--- Start Given information ---

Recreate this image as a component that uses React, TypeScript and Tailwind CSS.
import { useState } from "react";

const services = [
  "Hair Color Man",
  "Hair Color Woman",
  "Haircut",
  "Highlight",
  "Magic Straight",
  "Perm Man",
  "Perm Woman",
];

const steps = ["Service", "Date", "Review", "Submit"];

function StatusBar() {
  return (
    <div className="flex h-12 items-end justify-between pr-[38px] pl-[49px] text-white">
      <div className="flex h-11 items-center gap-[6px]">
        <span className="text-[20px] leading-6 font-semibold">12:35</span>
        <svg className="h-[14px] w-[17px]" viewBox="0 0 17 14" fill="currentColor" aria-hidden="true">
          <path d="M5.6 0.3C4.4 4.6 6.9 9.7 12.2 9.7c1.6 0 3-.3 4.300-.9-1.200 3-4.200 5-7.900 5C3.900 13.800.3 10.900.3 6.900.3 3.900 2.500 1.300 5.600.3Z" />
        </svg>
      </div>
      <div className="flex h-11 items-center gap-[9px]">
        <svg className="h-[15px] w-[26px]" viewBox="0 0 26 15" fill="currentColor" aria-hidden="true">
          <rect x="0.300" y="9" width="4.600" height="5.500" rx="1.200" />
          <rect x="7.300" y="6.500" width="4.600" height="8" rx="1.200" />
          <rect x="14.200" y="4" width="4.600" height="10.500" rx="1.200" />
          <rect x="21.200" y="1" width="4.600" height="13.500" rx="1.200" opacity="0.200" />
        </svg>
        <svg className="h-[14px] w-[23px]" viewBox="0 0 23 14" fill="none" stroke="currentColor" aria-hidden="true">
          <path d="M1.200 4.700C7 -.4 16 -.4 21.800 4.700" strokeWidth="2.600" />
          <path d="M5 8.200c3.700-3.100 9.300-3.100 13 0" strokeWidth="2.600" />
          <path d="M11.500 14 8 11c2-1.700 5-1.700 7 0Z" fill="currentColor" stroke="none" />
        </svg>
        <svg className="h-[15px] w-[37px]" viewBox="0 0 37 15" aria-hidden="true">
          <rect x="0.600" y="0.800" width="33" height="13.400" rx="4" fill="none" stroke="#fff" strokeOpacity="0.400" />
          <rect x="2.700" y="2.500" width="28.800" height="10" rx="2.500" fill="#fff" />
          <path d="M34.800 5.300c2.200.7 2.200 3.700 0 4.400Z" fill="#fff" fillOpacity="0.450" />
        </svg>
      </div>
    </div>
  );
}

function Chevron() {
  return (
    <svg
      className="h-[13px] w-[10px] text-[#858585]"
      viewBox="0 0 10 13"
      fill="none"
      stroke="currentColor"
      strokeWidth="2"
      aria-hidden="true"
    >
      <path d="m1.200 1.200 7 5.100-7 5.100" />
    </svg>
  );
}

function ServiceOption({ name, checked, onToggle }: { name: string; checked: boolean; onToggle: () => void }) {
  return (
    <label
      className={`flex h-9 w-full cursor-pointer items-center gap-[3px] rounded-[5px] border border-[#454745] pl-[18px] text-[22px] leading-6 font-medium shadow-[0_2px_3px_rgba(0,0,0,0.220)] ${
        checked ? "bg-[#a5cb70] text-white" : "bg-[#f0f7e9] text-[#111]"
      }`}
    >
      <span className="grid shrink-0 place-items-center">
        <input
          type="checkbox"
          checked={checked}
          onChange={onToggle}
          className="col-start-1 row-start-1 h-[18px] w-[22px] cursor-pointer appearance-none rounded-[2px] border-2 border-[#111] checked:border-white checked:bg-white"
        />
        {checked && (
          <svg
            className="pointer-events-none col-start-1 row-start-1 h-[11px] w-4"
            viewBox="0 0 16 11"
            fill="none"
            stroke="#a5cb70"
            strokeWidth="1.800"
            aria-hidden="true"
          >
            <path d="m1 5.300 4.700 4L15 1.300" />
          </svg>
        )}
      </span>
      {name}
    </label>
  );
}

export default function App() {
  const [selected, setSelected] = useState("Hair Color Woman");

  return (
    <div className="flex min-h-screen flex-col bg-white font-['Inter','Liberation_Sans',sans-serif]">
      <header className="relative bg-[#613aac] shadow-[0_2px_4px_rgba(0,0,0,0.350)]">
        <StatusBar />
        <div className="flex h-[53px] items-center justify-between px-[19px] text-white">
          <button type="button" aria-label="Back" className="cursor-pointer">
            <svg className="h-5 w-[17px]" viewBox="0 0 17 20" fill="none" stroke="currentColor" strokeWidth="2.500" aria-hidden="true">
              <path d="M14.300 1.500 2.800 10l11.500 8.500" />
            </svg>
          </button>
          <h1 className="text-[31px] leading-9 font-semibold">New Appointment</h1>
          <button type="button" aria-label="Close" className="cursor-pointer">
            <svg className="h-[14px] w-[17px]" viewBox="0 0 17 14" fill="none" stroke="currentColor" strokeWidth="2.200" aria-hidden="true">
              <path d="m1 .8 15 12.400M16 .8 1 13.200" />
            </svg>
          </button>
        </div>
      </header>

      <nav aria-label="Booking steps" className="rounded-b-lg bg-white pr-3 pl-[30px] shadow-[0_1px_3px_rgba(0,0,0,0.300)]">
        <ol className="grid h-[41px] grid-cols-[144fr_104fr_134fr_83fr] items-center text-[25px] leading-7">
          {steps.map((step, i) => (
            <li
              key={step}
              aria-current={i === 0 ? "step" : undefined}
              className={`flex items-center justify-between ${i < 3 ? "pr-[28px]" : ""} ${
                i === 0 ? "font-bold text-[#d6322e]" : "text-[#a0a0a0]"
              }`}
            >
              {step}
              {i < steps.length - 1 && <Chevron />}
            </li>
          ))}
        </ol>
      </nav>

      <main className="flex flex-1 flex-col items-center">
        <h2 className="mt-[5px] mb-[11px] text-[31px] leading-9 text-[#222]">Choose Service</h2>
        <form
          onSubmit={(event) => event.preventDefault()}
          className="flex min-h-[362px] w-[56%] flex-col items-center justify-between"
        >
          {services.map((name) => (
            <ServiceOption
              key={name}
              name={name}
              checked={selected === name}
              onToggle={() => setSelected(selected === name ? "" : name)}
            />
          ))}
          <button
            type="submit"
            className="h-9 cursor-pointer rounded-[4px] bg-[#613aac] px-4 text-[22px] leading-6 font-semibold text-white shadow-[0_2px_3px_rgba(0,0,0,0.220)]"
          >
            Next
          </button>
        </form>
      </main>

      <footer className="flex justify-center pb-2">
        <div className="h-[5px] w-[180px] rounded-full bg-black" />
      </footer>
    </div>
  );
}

--- End Given information ---
--- Start Given information ---

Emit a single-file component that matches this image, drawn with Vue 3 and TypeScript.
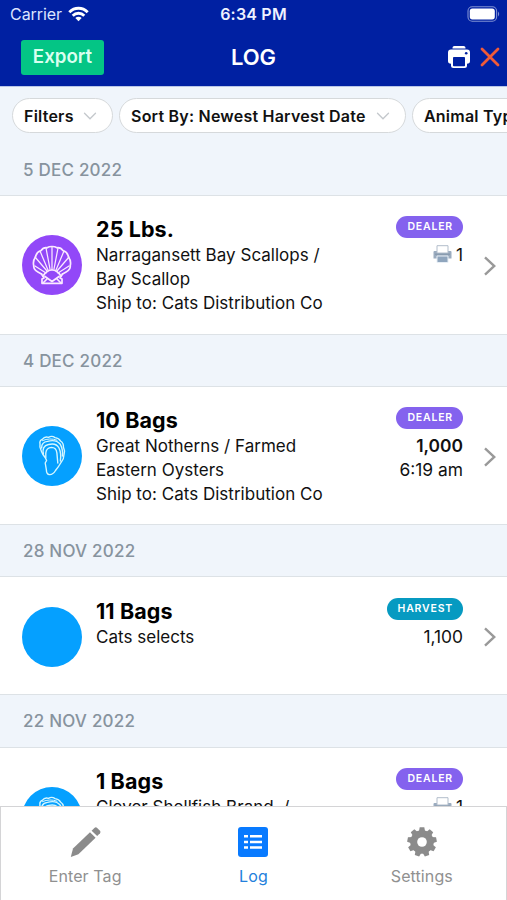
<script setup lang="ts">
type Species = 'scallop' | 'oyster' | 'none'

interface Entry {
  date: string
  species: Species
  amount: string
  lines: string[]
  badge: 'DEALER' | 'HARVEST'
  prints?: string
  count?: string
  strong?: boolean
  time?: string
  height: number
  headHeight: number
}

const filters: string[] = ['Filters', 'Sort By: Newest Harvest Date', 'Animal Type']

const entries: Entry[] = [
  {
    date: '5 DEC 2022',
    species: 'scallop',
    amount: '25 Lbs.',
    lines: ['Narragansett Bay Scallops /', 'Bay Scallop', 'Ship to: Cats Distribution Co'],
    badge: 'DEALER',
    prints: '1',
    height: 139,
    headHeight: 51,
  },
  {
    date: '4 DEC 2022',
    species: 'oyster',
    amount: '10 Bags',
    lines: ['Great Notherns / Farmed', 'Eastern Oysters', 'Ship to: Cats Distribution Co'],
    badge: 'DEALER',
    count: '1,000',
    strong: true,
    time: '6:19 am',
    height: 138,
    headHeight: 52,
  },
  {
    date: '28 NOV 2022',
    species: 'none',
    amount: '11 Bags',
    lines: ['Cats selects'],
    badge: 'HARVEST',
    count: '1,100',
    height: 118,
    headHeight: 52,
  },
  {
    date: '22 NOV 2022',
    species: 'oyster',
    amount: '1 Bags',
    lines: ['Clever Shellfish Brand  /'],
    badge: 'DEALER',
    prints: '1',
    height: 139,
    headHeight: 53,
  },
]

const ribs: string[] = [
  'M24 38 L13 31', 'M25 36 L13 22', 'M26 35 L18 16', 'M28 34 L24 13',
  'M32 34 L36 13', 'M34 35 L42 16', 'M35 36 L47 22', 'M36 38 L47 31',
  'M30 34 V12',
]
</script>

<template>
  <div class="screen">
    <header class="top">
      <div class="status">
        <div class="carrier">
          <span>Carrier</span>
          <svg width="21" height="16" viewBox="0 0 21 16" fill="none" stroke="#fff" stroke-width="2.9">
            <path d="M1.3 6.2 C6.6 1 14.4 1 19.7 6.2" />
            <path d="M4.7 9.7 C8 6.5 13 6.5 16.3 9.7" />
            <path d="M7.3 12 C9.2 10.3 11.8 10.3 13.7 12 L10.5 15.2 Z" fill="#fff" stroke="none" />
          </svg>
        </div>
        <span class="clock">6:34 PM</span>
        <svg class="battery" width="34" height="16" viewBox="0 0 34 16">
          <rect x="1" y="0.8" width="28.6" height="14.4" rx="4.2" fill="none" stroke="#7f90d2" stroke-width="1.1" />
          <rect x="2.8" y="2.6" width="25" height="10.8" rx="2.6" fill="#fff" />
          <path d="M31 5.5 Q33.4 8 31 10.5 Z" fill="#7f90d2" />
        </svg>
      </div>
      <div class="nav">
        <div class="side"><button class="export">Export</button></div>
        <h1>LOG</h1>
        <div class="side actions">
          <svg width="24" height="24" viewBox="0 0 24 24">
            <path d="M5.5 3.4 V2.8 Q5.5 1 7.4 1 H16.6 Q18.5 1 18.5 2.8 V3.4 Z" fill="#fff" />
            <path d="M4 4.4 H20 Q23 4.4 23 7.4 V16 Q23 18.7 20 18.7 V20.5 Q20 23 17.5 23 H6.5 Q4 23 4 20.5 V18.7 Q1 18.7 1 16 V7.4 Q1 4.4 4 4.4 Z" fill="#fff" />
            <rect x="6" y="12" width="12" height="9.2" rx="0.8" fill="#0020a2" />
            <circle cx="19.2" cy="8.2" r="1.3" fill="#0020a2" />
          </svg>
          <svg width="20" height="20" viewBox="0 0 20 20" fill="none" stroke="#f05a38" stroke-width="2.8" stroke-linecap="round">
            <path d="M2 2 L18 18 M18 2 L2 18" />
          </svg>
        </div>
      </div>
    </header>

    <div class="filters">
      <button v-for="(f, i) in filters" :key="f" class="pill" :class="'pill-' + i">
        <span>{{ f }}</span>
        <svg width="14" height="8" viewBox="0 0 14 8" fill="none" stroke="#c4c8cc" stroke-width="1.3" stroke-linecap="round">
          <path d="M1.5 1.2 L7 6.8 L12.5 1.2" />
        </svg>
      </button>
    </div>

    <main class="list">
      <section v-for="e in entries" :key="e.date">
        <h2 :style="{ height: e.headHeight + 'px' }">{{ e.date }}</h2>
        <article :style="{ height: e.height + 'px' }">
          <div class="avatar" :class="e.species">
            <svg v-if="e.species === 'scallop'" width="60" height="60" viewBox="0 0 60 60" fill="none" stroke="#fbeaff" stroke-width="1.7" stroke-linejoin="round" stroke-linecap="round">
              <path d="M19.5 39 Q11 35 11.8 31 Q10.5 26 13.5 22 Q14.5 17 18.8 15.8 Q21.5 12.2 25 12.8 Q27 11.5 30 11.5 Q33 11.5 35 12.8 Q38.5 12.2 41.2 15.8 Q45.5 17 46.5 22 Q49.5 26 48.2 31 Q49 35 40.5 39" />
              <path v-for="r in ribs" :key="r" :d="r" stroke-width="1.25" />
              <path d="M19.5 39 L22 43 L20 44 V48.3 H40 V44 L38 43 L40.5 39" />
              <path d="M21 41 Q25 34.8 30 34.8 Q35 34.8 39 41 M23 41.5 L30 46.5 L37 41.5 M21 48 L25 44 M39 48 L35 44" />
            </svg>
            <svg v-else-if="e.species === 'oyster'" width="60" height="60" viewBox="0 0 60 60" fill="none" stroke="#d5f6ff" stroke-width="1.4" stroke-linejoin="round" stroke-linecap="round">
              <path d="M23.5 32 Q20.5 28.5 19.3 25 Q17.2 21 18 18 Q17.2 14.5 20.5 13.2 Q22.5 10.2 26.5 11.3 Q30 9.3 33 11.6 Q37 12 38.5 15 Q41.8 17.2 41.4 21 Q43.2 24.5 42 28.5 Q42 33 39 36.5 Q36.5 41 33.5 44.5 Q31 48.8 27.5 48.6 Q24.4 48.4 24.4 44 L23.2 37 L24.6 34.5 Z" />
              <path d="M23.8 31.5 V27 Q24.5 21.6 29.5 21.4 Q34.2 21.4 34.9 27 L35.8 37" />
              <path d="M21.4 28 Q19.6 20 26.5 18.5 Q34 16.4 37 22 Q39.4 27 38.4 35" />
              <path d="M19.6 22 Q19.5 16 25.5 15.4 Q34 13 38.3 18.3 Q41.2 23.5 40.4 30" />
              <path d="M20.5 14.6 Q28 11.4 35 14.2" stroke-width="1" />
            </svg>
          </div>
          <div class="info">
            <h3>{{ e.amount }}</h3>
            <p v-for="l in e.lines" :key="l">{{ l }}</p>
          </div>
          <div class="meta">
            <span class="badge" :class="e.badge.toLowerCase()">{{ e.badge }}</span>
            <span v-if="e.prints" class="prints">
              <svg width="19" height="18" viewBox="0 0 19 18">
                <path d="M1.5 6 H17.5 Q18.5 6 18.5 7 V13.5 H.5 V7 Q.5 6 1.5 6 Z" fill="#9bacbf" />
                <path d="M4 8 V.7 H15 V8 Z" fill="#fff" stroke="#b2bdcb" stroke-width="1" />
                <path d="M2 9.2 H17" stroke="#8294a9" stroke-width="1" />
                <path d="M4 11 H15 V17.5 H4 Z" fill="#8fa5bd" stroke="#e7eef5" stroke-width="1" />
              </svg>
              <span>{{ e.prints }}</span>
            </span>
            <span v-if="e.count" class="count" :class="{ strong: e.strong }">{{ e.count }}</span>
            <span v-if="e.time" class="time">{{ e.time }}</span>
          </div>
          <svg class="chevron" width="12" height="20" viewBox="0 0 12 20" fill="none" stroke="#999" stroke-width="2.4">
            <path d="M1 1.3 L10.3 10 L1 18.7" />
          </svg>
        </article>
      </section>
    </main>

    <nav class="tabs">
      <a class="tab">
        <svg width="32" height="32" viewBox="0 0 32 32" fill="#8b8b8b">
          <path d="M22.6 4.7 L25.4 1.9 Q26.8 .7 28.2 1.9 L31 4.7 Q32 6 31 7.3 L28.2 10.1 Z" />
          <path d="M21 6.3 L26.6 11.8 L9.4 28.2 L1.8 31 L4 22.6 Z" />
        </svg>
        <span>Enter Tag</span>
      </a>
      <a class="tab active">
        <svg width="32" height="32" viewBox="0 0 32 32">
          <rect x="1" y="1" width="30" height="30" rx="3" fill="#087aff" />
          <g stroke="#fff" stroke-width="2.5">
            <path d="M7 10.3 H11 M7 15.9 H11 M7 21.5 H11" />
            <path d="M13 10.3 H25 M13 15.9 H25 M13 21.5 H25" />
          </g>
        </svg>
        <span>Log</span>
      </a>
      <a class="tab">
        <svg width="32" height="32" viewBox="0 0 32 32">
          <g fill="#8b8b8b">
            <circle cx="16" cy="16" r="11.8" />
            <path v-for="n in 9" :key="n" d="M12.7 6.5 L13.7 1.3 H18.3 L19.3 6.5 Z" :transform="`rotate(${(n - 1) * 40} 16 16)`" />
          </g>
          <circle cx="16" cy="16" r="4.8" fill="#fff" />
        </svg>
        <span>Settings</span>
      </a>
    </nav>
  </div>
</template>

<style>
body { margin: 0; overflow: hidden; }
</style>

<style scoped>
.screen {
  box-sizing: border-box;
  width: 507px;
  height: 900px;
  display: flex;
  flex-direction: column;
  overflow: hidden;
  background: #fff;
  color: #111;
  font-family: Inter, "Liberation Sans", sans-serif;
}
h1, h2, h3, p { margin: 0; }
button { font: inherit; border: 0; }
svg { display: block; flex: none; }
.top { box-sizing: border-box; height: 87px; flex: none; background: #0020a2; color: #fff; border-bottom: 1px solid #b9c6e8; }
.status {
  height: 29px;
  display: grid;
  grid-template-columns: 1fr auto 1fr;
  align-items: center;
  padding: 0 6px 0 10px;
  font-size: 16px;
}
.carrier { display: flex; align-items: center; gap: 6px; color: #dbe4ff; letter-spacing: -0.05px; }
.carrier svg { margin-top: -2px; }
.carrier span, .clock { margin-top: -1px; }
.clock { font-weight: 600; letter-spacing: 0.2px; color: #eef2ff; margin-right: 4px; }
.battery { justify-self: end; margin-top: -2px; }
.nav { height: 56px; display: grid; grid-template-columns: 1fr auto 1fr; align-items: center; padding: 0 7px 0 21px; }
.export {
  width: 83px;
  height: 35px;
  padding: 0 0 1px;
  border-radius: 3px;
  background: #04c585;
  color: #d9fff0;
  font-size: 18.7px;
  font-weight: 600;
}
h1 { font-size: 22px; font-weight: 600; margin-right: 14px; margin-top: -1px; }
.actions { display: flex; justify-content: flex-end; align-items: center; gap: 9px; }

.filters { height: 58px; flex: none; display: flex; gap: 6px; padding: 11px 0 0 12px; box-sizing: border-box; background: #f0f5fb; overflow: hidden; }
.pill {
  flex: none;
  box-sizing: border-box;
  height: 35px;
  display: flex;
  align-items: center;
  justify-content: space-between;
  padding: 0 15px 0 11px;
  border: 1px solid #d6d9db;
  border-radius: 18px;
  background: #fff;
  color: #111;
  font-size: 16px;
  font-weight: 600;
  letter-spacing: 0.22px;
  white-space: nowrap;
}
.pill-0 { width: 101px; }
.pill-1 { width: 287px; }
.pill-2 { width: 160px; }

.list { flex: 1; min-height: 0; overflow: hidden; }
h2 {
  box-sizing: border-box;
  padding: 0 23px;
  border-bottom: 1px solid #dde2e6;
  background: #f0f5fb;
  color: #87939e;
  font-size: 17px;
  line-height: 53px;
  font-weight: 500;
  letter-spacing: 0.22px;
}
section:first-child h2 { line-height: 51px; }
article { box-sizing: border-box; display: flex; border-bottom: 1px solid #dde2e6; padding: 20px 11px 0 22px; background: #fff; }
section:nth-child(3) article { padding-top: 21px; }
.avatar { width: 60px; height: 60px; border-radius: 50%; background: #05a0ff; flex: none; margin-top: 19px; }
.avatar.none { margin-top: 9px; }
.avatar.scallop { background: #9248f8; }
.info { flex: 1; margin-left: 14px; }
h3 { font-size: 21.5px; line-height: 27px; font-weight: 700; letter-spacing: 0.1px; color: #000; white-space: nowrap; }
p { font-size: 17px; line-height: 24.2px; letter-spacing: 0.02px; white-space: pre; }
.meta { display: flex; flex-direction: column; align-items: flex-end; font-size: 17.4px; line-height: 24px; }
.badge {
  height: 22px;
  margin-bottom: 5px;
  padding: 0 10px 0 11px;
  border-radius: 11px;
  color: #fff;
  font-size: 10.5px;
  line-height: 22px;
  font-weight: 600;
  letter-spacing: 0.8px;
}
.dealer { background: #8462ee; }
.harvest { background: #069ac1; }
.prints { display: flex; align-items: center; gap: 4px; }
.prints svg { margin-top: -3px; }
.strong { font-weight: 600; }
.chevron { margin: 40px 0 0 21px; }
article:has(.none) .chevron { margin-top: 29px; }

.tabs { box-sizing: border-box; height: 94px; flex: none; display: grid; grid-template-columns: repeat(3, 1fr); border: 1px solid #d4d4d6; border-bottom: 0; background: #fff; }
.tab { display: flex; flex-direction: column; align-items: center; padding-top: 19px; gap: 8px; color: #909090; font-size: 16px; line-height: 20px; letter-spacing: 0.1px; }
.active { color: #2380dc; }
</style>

--- End Given information ---

Written problem:
Pictures stay out: repeat exactly only the lines from the one with "Emit a single-file" through the one with "const filters: string[]".

Response below:
Emit a single-file component that matches this image, drawn with Vue 3 and TypeScript.
<script setup lang="ts">
type Species = 'scallop' | 'oyster' | 'none'

interface Entry {
  date: string
  species: Species
  amount: string
  lines: string[]
  badge: 'DEALER' | 'HARVEST'
  prints?: string
  count?: string
  strong?: boolean
  time?: string
  height: number
  headHeight: number
}

const filters: string[] = ['Filters', 'Sort By: Newest Harvest Date', 'Animal Type']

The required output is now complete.